** Start DATA SECTION **
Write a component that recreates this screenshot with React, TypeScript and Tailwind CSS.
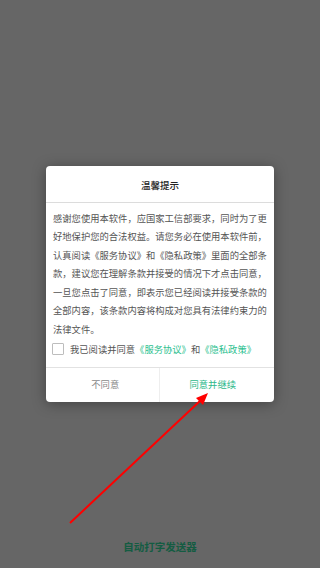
import React, { useState } from 'react'

const font = { fontFamily: '"Noto Sans CJK SC", "Noto Sans", sans-serif' }

const lines = [
  '感谢您使用本软件，应国家工信部要求，同时为了更',
  '好地保护您的合法权益。请您务必在使用本软件前，',
  '认真阅读《服务协议》和《隐私政策》里面的全部条',
  '款，建议您在理解条款并接受的情况下才点击同意，',
  '一旦您点击了同意，即表示您已经阅读并接受条款的',
  '全部内容，该条款内容将构成对您具有法律约束力的',
  '法律文件。',
]

export default function App() {
  const [checked, setChecked] = useState(false)

  return (
    <div className="relative h-[568px] w-full overflow-hidden bg-[#666666]" style={font}>
      {/* page underneath the dim layer */}
      <div className="flex h-full flex-col items-center justify-end pb-[14px]">
        <span className="text-[10.5px] font-bold leading-[14px] text-[#145c42]">自动打字发送器</span>
      </div>

      {/* modal */}
      <div className="absolute inset-0 flex items-center justify-center">
        <div className="w-[228px] rounded-[4px] bg-white shadow-[0_2px_14px_rgba(0,0,0,0.35)]">
          <div className="flex h-[36px] items-center justify-center pt-[3px] text-[9.5px] font-medium text-[#222]">
            温馨提示
          </div>
          <div className="h-px bg-[#dcdcdc]" />

          <div className="px-[7px] pt-[6px] text-[9.3px] leading-[18.4px] text-[#555] whitespace-nowrap">
            {lines.map((l, i) => (
              <div key={i}>{l}</div>
            ))}
          </div>

          <div className="flex items-center px-[6px] pt-[5px] pb-[12px]">
            <button
              onClick={() => setChecked(!checked)}
              className="mr-[6px] h-[12px] w-[12px] rounded-[1px] border border-[#bdbdbd] bg-white"
            />
            <span className="text-[9.3px] leading-[12px] text-[#555] whitespace-nowrap">
              我已阅读并同意
              <span className="text-[#2cbf8f]">《服务协议》</span>
              和
              <span className="text-[#2cbf8f]">《隐私政策》</span>
            </span>
          </div>

          <div className="h-px bg-[#e2e2e2]" />
          <div className="flex h-[34px]">
            <button className="flex flex-1 items-center justify-center pl-[6px] text-[9.3px] text-[#8a8a8a]">不同意</button>
            <div className="w-px bg-[#eeeeee]" />
            <button className="flex flex-1 items-center justify-center pr-[8px] text-[9.3px] text-[#2cb88a]">同意并继续</button>
          </div>
        </div>
      </div>

      {/* annotation arrow */}
      <svg className="pointer-events-none absolute inset-0" width="320" height="568" viewBox="0 0 320 568">
        <line x1="70" y1="523" x2="201" y2="400" stroke="#ff0000" strokeWidth="2" />
        <polygon points="208,393 196,398 203,405" fill="#ff0000" />
      </svg>
    </div>
  )
}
** End DATA SECTION **
WHAT TO PRODUCE — Restate only the lines running from the start of the material above through the line containing "const [checked, setChecked]", ends included. No pictures.

TASK ANSWER —
Write a component that recreates this screenshot with React, TypeScript and Tailwind CSS.
import React, { useState } from 'react'

const font = { fontFamily: '"Noto Sans CJK SC", "Noto Sans", sans-serif' }

const lines = [
  '感谢您使用本软件，应国家工信部要求，同时为了更',
  '好地保护您的合法权益。请您务必在使用本软件前，',
  '认真阅读《服务协议》和《隐私政策》里面的全部条',
  '款，建议您在理解条款并接受的情况下才点击同意，',
  '一旦您点击了同意，即表示您已经阅读并接受条款的',
  '全部内容，该条款内容将构成对您具有法律约束力的',
  '法律文件。',
]

export default function App() {
  const [checked, setChecked] = useState(false)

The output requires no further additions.